Qwen Image 2512 is not a toy release. It is an open checkpoint that is genuinely usable for real products, especially if your product includes text, layout, and instruction following. If you build with the model, treat it like engineering, not fortune telling. Set a baseline, control your variables, and document what you change.
Then do the fun part: ship something people can actually use, and let the next person argue about prompts on your behalf.
Technical background used from the Qwen-Image technical report.
What is Qwen Image 2512?
Qwen Image 2512 is the December update to the Qwen Image base qwen image model for qwen image generation. It targets more realistic humans, finer natural textures, and noticeably stronger text and layout rendering for posters, slides, and infographics.
What is a GGUF model, and why do people use GGUF for image models?
GGUF is a quantized model format that reduces memory usage, which can make running large diffusion models locally possible on smaller VRAM systems, or even CPU-only setups. The tradeoff is that some gguf quantization types can soften detail, introduce artifacts, or drift away from official sample quality.
Which GGUF quant should I choose for Qwen Image 2512?

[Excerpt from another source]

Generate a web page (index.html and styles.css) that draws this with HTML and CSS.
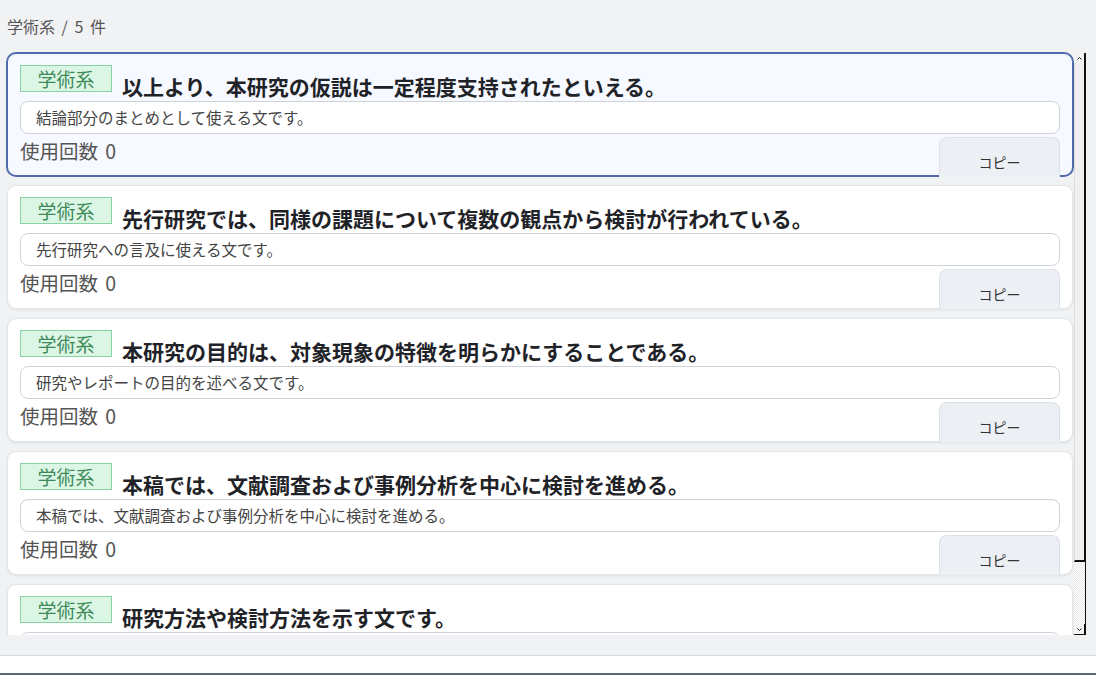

Start with Q5 if your system can handle it and you want closer-to-reference quality. Use Q4 if your main goal is fit and speed. If you’re judging Qwen Image 2512 against official samples, avoid very low quants first, because they can hide what the base model can actually do.
Is GGUF better than safetensors for Qwen Image 2512?
Neither wins universally. In the gguf vs safetensors decision, safetensors in FP8/BF16/FP16 usually preserves image quality closer to reference outputs. GGUF often runs on more limited hardware and is popular for local deployment, but quantization can change sharpness, texture, and text clarity.
Can Qwen Image 2512 render text correctly?
Yes, Qwen Image 2512 is meaningfully improved for text and layout, especially compared to many open models. Text quality still depends on steps, CFG, sampler/workflow, resolution, and whether you’re using low-bit quants. If text looks garbled in qwen image comfyui, fix workflow and settings first, then adjust prompts.